Twelfth Night Goes Afro-Futurist
It’s a brave new multi-cultural world for the upcoming production of Yale Repertory Theatre’s production of William Shakespeare’s Twelfth Night, which runs Friday, March 15 to Saturday, April 6 at the University Theatre, 222 York Street, New Haven.
Some audiences might identify with Viola as she steps ashore in a strange new land after a shipwreck and asks, “What country, friends, is this?”
It’s all part of director Carl Cofield’s vision in which he injects one of the Bard’s most popular romantic comedies with a vibrant visual look that he calls “Afro-futurist.”

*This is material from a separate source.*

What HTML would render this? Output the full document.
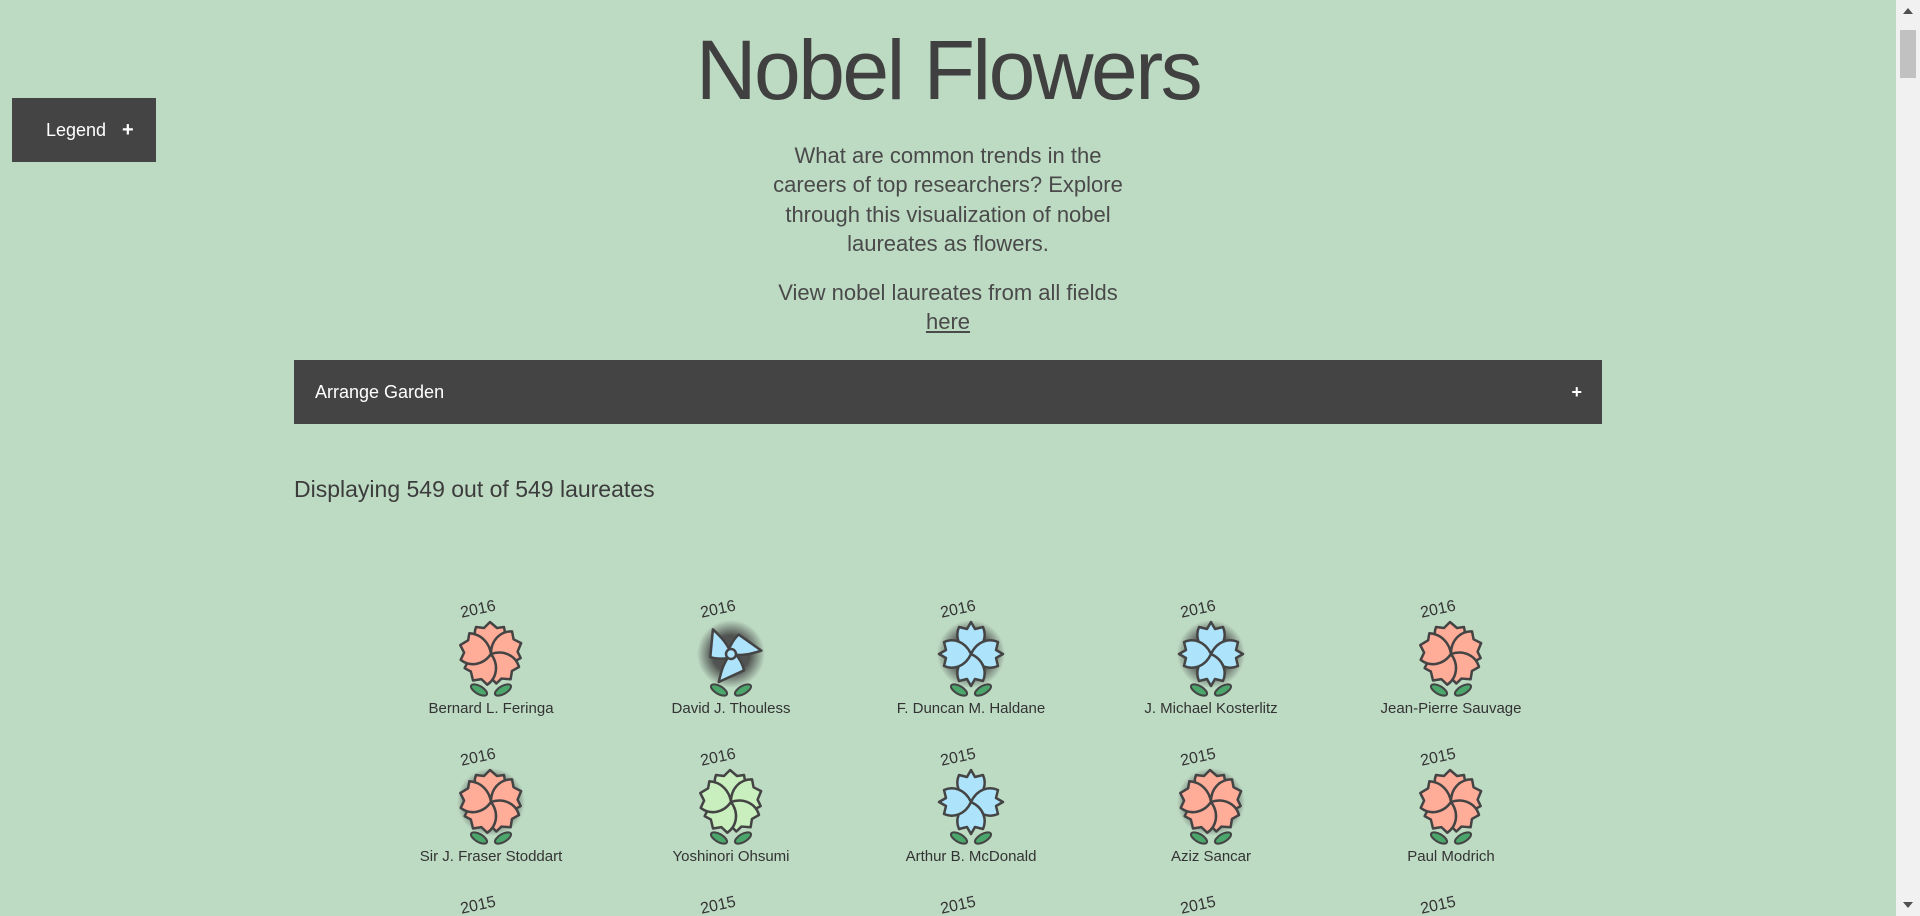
<!DOCTYPE html>
<html><head><meta charset="utf-8"><style>
html,body{margin:0;padding:0;}
body{width:1920px;height:916px;overflow:hidden;background:#bddac3;font-family:"Liberation Sans",sans-serif;color:#444;position:relative;}
.sb{position:absolute;right:0;top:0;width:24px;height:916px;background:#f1f1f1;}
.sb .th{position:absolute;left:4px;top:30px;width:16px;height:48px;background:#c1c1c1;}
.sb .up{position:absolute;left:7px;top:8px;width:0;height:0;border-left:5px solid transparent;border-right:5px solid transparent;border-bottom:6px solid #505050;}
.sb .dn{position:absolute;left:7px;bottom:8px;width:0;height:0;border-left:5px solid transparent;border-right:5px solid transparent;border-top:6px solid #505050;}
h1{position:absolute;left:0;width:1896px;top:20px;margin:0;text-align:center;font-weight:normal;font-size:84px;line-height:100px;color:#404040;letter-spacing:-2.5px;}
.legend{position:absolute;left:12px;top:98px;width:144px;height:64px;background:#444;color:#fff;font-size:18px;line-height:64px;}
.legend span{position:absolute;left:34px;}
.legend b{position:absolute;left:110px;font-size:20px;}
.p{position:absolute;left:748px;width:400px;text-align:center;font-size:22px;line-height:29.4px;color:#4a4a4a;}
.bar{position:absolute;left:294px;top:360px;width:1308px;height:64px;background:#444;color:#fff;font-size:18px;line-height:64px;}
.bar span{position:absolute;left:21px;}
.bar b{position:absolute;right:20px;font-size:18px;}
.disp{position:absolute;left:294px;top:476px;font-size:23px;color:#3c3c3c;}
svg.g{position:absolute;left:0;top:0;}
</style></head><body>
<h1>Nobel Flowers</h1>
<div class="legend"><span>Legend</span><b>+</b></div>
<div class="p" style="top:141px">What are common trends in the<br>careers of top researchers? Explore<br>through this visualization of nobel<br>laureates as flowers.</div>
<div class="p" style="top:278px">View nobel laureates from all fields<br><u>here</u></div>
<div class="bar"><span>Arrange Garden</span><b>+</b></div>
<div class="disp">Displaying 549 out of 549 laureates</div>
<svg class="g" width="1896" height="916" viewBox="0 0 1896 916">
<defs>
<radialGradient id="gl"><stop offset="0.55" stop-color="#444" stop-opacity="0.9"/><stop offset="1" stop-color="#444" stop-opacity="0"/></radialGradient>
<path id="pt" d="M0,0 C-13,-4 -19,-16 -15,-27 L-7,-26 L-1,-32 L6,-26 L13,-27 C16,-15 10,-5 0,0 Z" stroke="#444" stroke-width="2.5" stroke-linejoin="round"/>
<path id="pt4" d="M0,0 C-13,-6 -16,-18 -12,-27 L-4,-25 L0,-32 L4,-25 L12,-27 C16,-18 13,-6 0,0 Z" stroke="#444" stroke-width="2.5" stroke-linejoin="round"/>
<path id="kite" d="M0,4 C-8,2 -16,-2 -20,-6 L-6,-30 C-2,-20 2,-10 0,4 Z" stroke="#444" stroke-width="2.5" stroke-linejoin="round"/>
<g id="leaves"><ellipse cx="-12" cy="36" rx="9" ry="4" transform="rotate(30 -12 36)" fill="#4aa66a" stroke="#444" stroke-width="2"/><ellipse cx="12" cy="36" rx="9" ry="4" transform="rotate(-30 12 36)" fill="#4aa66a" stroke="#444" stroke-width="2"/></g>
<g id="p5" fill="#ffad99"><use href="#pt"/><use href="#pt" transform="rotate(72)"/><use href="#pt" transform="rotate(144)"/><use href="#pt" transform="rotate(216)"/><use href="#pt" transform="rotate(288)"/></g>
<g id="g5" fill="#c9efbe"><use href="#pt"/><use href="#pt" transform="rotate(72)"/><use href="#pt" transform="rotate(144)"/><use href="#pt" transform="rotate(216)"/><use href="#pt" transform="rotate(288)"/></g>
<g id="b4" fill="#ade3fb"><use href="#pt4"/><use href="#pt4" transform="rotate(90)"/><use href="#pt4" transform="rotate(180)"/><use href="#pt4" transform="rotate(270)"/></g>
<g id="b3" fill="#ade3fb"><use href="#kite" transform="rotate(-25)"/><use href="#kite" transform="rotate(95)"/><use href="#kite" transform="rotate(215)"/><circle cx="0" cy="0" r="5" fill="#ade3fb" stroke="#444" stroke-width="2.5"/></g>
<circle id="glow" r="34" fill="url(#gl)"/>
</defs>
<g font-family="Liberation Sans, sans-serif" fill="#333">
<g transform="translate(491,654)"><use href="#leaves"/><use href="#p5"/><text font-size="16" text-anchor="middle" transform="translate(-12,-40) rotate(-12)">2016</text><text y="59" font-size="15" text-anchor="middle">Bernard L. Feringa</text></g>
<g transform="translate(731,654)"><use href="#glow"/><use href="#leaves"/><use href="#b3"/><text font-size="16" text-anchor="middle" transform="translate(-12,-40) rotate(-12)">2016</text><text y="59" font-size="15" text-anchor="middle">David J. Thouless</text></g>
<g transform="translate(971,654)"><use href="#glow"/><use href="#leaves"/><use href="#b4"/><text font-size="16" text-anchor="middle" transform="translate(-12,-40) rotate(-12)">2016</text><text y="59" font-size="15" text-anchor="middle">F. Duncan M. Haldane</text></g>
<g transform="translate(1211,654)"><use href="#glow"/><use href="#leaves"/><use href="#b4"/><text font-size="16" text-anchor="middle" transform="translate(-12,-40) rotate(-12)">2016</text><text y="59" font-size="15" text-anchor="middle">J. Michael Kosterlitz</text></g>
<g transform="translate(1451,654)"><use href="#leaves"/><use href="#p5"/><text font-size="16" text-anchor="middle" transform="translate(-12,-40) rotate(-12)">2016</text><text y="59" font-size="15" text-anchor="middle">Jean-Pierre Sauvage</text></g>
<g transform="translate(491,802)"><use href="#glow"/><use href="#leaves"/><use href="#p5"/><text font-size="16" text-anchor="middle" transform="translate(-12,-40) rotate(-12)">2016</text><text y="59" font-size="15" text-anchor="middle">Sir J. Fraser Stoddart</text></g>
<g transform="translate(731,802)"><use href="#leaves"/><use href="#g5"/><text font-size="16" text-anchor="middle" transform="translate(-12,-40) rotate(-12)">2016</text><text y="59" font-size="15" text-anchor="middle">Yoshinori Ohsumi</text></g>
<g transform="translate(971,802)"><use href="#leaves"/><use href="#b4"/><text font-size="16" text-anchor="middle" transform="translate(-12,-40) rotate(-12)">2015</text><text y="59" font-size="15" text-anchor="middle">Arthur B. McDonald</text></g>
<g transform="translate(1211,802)"><use href="#glow"/><use href="#leaves"/><use href="#p5"/><text font-size="16" text-anchor="middle" transform="translate(-12,-40) rotate(-12)">2015</text><text y="59" font-size="15" text-anchor="middle">Aziz Sancar</text></g>
<g transform="translate(1451,802)"><use href="#leaves"/><use href="#p5"/><text font-size="16" text-anchor="middle" transform="translate(-12,-40) rotate(-12)">2015</text><text y="59" font-size="15" text-anchor="middle">Paul Modrich</text></g>
<g transform="translate(491,950)"><text font-size="16" text-anchor="middle" transform="translate(-12,-40) rotate(-12)">2015</text></g>
<g transform="translate(731,950)"><text font-size="16" text-anchor="middle" transform="translate(-12,-40) rotate(-12)">2015</text></g>
<g transform="translate(971,950)"><text font-size="16" text-anchor="middle" transform="translate(-12,-40) rotate(-12)">2015</text></g>
<g transform="translate(1211,950)"><text font-size="16" text-anchor="middle" transform="translate(-12,-40) rotate(-12)">2015</text></g>
<g transform="translate(1451,950)"><text font-size="16" text-anchor="middle" transform="translate(-12,-40) rotate(-12)">2015</text></g>
</g>
</svg>
<div class="sb"><div class="up"></div><div class="th"></div><div class="dn"></div></div>
</body></html>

Think of the hip-tribal look of a film that recently won several Academy Awards including Best Costume Design, Black Panther. Kind of. But set in the future, not the past.

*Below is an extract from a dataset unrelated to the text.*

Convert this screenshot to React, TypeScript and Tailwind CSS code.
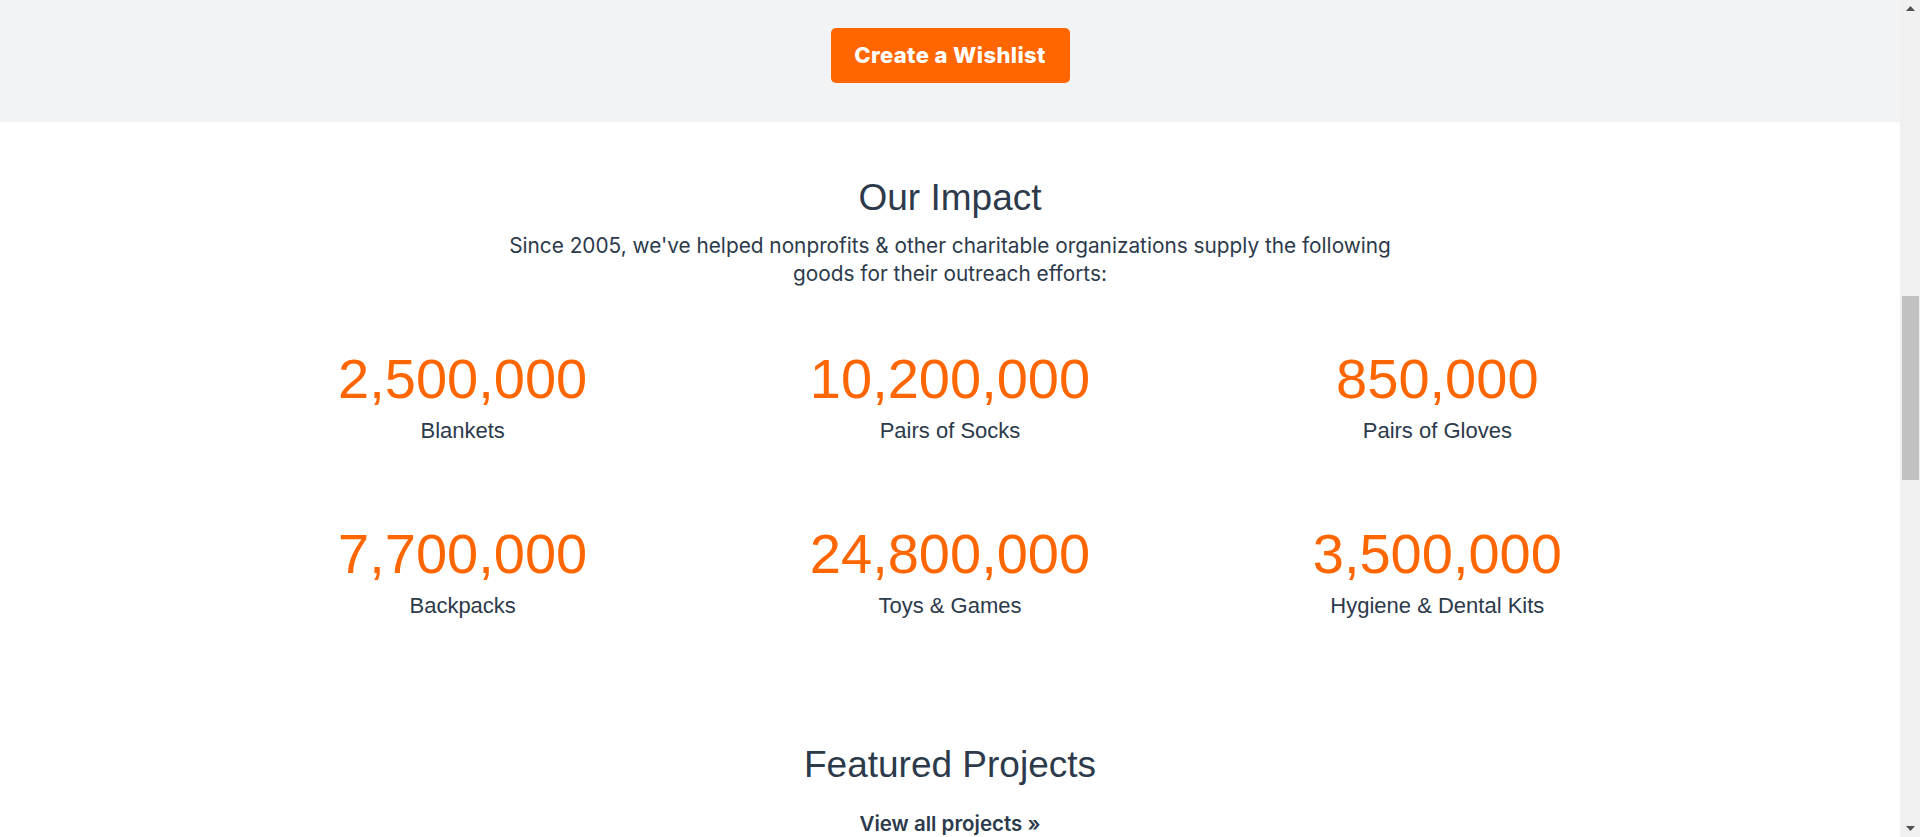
import React from "react";

const stats = [
  { value: "2,500,000", label: "Blankets" },
  { value: "10,200,000", label: "Pairs of Socks" },
  { value: "850,000", label: "Pairs of Gloves" },
  { value: "7,700,000", label: "Backpacks" },
  { value: "24,800,000", label: "Toys & Games" },
  { value: "3,500,000", label: "Hygiene & Dental Kits" },
];

const arial = "font-['Liberation_Sans',Arial,sans-serif]";
const body = "font-['Inter','Noto_Sans',sans-serif]";

function Scrollbar() {
  return (
    <div className="w-[20px] shrink-0 bg-[#f0f0f0] flex flex-col items-center">
      <div className="h-[17px] w-full flex items-center justify-center">
        <svg width="9" height="5" viewBox="0 0 9 5">
          <path d="M0 5 L4.5 0 L9 5 Z" fill="#505050" />
        </svg>
      </div>
      <div className="h-[279px]" />
      <div className="w-[17px] h-[184px] bg-[#c1c1c1]" />
      <div className="flex-1" />
      <div className="h-[17px] w-full flex items-center justify-center">
        <svg width="9" height="5" viewBox="0 0 9 5">
          <path d="M0 0 L9 0 L4.5 5 Z" fill="#505050" />
        </svg>
      </div>
    </div>
  );
}

export default function App() {
  return (
    <div className="flex h-[837px] w-full overflow-hidden bg-white text-[#2c3a4b]">
      <main className="flex-1 flex flex-col items-center">
        {/* wishlist band */}
        <section className="w-full h-[122px] bg-[#f2f3f5] flex justify-center">
          <button className={`mt-[28px] h-[55px] w-[239px] rounded-[5px] bg-[#ff6600] text-white text-[22px] font-extrabold tracking-[0.4px] ${body}`}>
            Create a Wishlist
          </button>
        </section>

        {/* impact */}
        <h2 className={`mt-[57px] text-[37px] leading-none ${arial}`}>Our Impact</h2>
        <p className={`mt-[16px] max-w-[900px] text-center text-[20.8px] leading-[28px] ${body}`}>
          Since 2005, we've helped nonprofits &amp; other charitable organizations supply the following goods for their outreach efforts:
        </p>

        <div className="mt-[63px] w-[1462px] grid grid-cols-3 gap-y-[84px]">
          {stats.map((s) => (
            <div key={s.label} className={`flex flex-col items-center ${arial}`}>
              <span className="text-[56px] leading-none text-[#ff6600]">{s.value}</span>
              <span className="mt-[13px] text-[22px] leading-none">{s.label}</span>
            </div>
          ))}
        </div>

        {/* projects */}
        <h2 className={`mt-[129px] text-[37px] leading-none ${arial}`}>Featured Projects</h2>
        <a href="#" className={`mt-[31px] text-[20.5px] leading-none font-semibold ${body}`}>
          View all projects »
        </a>
      </main>
      <Scrollbar />
    </div>
  );
}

“It’s inspired by the Afro-Punk Movement on Instagram and other social media, in which brown and black people reclaim traditional Western narratives and create their own mythology based on the world around them,” he says.

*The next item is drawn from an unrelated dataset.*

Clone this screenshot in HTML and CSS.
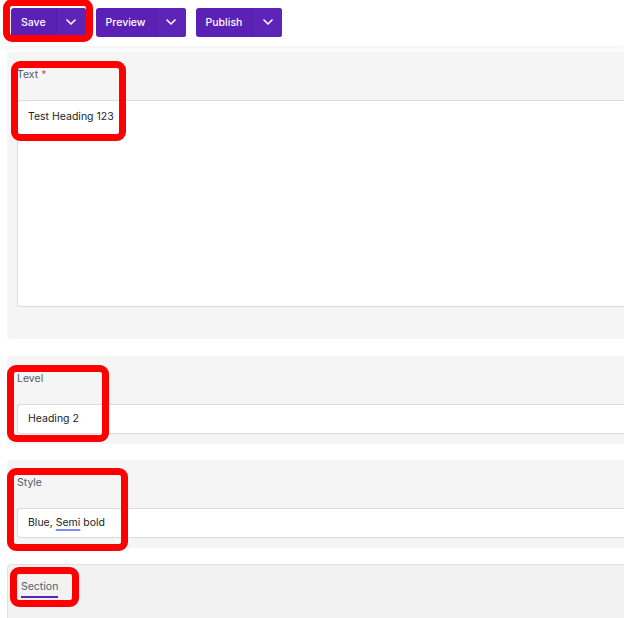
FILE: index.html
```html
<!DOCTYPE html>
<html lang="en">
<head>
    <meta charset="UTF-8">
    <meta name="viewport" content="width=device-width, initial-scale=1.0">
    <title>Heading block</title>
    <link rel="stylesheet" href="styles.css">
</head>
<body>

    <div class="page">
        <div class="toolbar">
            <div class="split-btn">
                <button class="btn-main">Save</button>
                <button class="btn-caret"><svg width="10" height="6" viewBox="0 0 10 6"><polyline points="1,1 5,5 9,1"/></svg></button>
            </div>
            <div class="split-btn">
                <button class="btn-main">Preview</button>
                <button class="btn-caret"><svg width="10" height="6" viewBox="0 0 10 6"><polyline points="1,1 5,5 9,1"/></svg></button>
            </div>
            <div class="split-btn">
                <button class="btn-main">Publish</button>
                <button class="btn-caret"><svg width="10" height="6" viewBox="0 0 10 6"><polyline points="1,1 5,5 9,1"/></svg></button>
            </div>
        </div>

        <div class="form">
            <div class="panel panel-text">
                <label class="field-label">Text <span class="required">*</span></label>
                <div class="textarea">Test Heading 123</div>
            </div>

            <div class="panel">
                <label class="field-label">Level</label>
                <div class="input">Heading 2</div>
            </div>

            <div class="panel">
                <label class="field-label">Style</label>
                <div class="input">Blue, <span class="spell">Semi</span> bold</div>
            </div>

            <div class="panel panel-tabs">
                <span class="tab active">Section</span>
            </div>
        </div>

        <!-- red highlight frames -->
        <div class="mark mark-save"></div>
        <div class="mark mark-text"></div>
        <div class="mark mark-level"></div>
        <div class="mark mark-style"></div>
        <div class="mark mark-section"></div>
    </div>

</body>
</html>
```

FILE: styles.css
```css
html, body {
    margin: 0;
    overflow: hidden;
}

body {
    font-family: 'Inter', 'Liberation Sans', sans-serif;
    background-color: #fff;
    color: #222;
    font-size: 10.5px;
}

.page {
    position: relative;
    height: 618px;
}

.toolbar {
    height: 44px;
    display: flex;
    align-items: center;
    gap: 10px;
    padding: 0 0 2px 11px;
    background: #fff;
    box-shadow: 0 3px 5px rgba(0, 0, 0, 0.05);
    position: relative;
}

.split-btn {
    display: flex;
    height: 29px;
    border-radius: 3px;
    overflow: hidden;
    background-color: #5b20b5;
}

.split-btn button {
    border: none;
    background: transparent;
    color: #fff;
    font-family: inherit;
    font-size: 10.5px;
    font-weight: 500;
    cursor: pointer;
    margin: 0;
}

.btn-main {
    padding: 0 10px;
}

.btn-caret {
    width: 30px;
    padding: 0;
    display: flex;
    align-items: center;
    justify-content: center;
    border-left: 1px solid rgba(0, 0, 0, 0.12) !important;
    background-color: #5e24b8 !important;
}

.btn-caret polyline {
    fill: none;
    stroke: #fff;
    stroke-width: 1.6;
    stroke-linecap: round;
    stroke-linejoin: round;
}

.form {
    display: flex;
    flex-direction: column;
    gap: 16px;
    padding: 6px 0 0 7px;
    margin-right: -20px;
}

.panel {
    background-color: #f5f5f5;
    border-radius: 4px 0 0 4px;
    padding: 15px 0 10px 10px;
}

.panel-text {
    padding-bottom: 32px;
    margin-bottom: 1px;
}

.field-label {
    display: block;
    line-height: 16px;
    color: #545b66;
    margin-bottom: 17px;
}

.required {
    color: #e5484d;
}

.textarea, .input {
    background: #fff;
    border: 1px solid #dadada;
    border-right: none;
    border-radius: 3px 0 0 3px;
    padding-left: 10px;
    box-sizing: border-box;
    color: #222;
}

.textarea {
    height: 207px;
    padding-top: 8px;
    line-height: 16px;
}

.input {
    height: 30px;
    line-height: 28px;
}

.spell {
    text-decoration: underline;
    text-decoration-color: #7c8cf2;
    text-decoration-thickness: 2px;
    text-underline-offset: 3px;
}

.panel-tabs {
    background-color: #f2f2f2;
    border-top: 1px solid #e2e2e2;
    border-left: 1px solid #e2e2e2;
    border-radius: 4px 0 0 0;
    padding: 14px 0 30px 13px;
}

.tab {
    display: inline-block;
    line-height: 16px;
    color: #555d68;
}

.tab.active {
    border-bottom: 2px solid #5b20b5;
    padding-bottom: 1px;
}

.mark {
    position: absolute;
    border: 7px solid #ff0000;
    border-radius: 9px;
    box-sizing: border-box;
}

.mark-save {
    left: 3px;
    top: -1px;
    width: 90px;
    height: 43px;
}

.mark-text {
    left: 11px;
    top: 61px;
    width: 115px;
    height: 80px;
}

.mark-level {
    left: 7px;
    top: 365px;
    width: 102px;
    height: 77px;
}

.mark-style {
    left: 7px;
    top: 468px;
    width: 121px;
    height: 83px;
}

.mark-section {
    left: 10px;
    top: 567px;
    width: 69px;
    height: 40px;
}
```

Cofield says he is staying true to the Shakespearean text but that doesn’t mean he can’t add a different layer of interpretation, too.
“We can still tell the story, but one that will resonate in a different way when we see people unlike people we’ve seen before play it,” he says.
Radical Takes
Cofield says an example he uses about radical takes on Shakespeare is that “The Star Spangled Banner” can be sung in a traditional way at the start of a baseball game and it’s usually sung in a standard and overly familiar way—“and then there’s the way Jimi Hendrix plays it.”
The design team that is creating the visual landscape of Ilyria, which is set 30 or 40 years in the future, is made up of Yale School of Drama grad students: set designer Riw Rakkulchon, costume designer Mika H. Eubanks, lighting designer Samuel Chan Kwan Chi, projections designer Brittany Bland, and sound designer Frederick Kennedy.
“It’s absolutely a world in which I would want to live,” says set designer Rakkulchon. “It’s so inviting. It’s a place that connects especially to my generation where sexuality and diversity are accepted, a world without racism and there’s no such thing as discrimination.”
‘You Can Just Be Yourself’
The design is very functional: open, tall, with a shifting perspective “and you recognize right away that we’re in Africa,” Rakkulchon says, adding that he didn’t want the set to compete with the fabulousness of the costumes.
“Carl told us he was inspired by the huge Afro-punk festival in Brooklyn,” says Eubanks, “It’s almost a microcosm of a world where you are allowed to be accepted as your true self whether it’s your sexuality, your blackness. Natural hair and African prints and bright colors are celebrated. People express themselves through clothing and music.”
Eubanks says she was inspired also by musician-artists such as Sun Ra, George Clinton, and Beyoncé.
“It’s been fun having the freedom to go and imagine what that future could be,” she says. “The great thing about Ilyria is that it’s a world where Eurocentric ideas of beauty and culture are not the foundation of the world, not that it’s excluded.
“I love looking at pictures the African diaspora,” says Eubanks, “especially women from the Caribbean and New Orleans with their big brimmed hats and jewelry and colors. It’s going to be a vibrant show. It’s been my dream come true to design for a show like this, a show that celebrates a Afrocentric family, one where you can just be yourself.”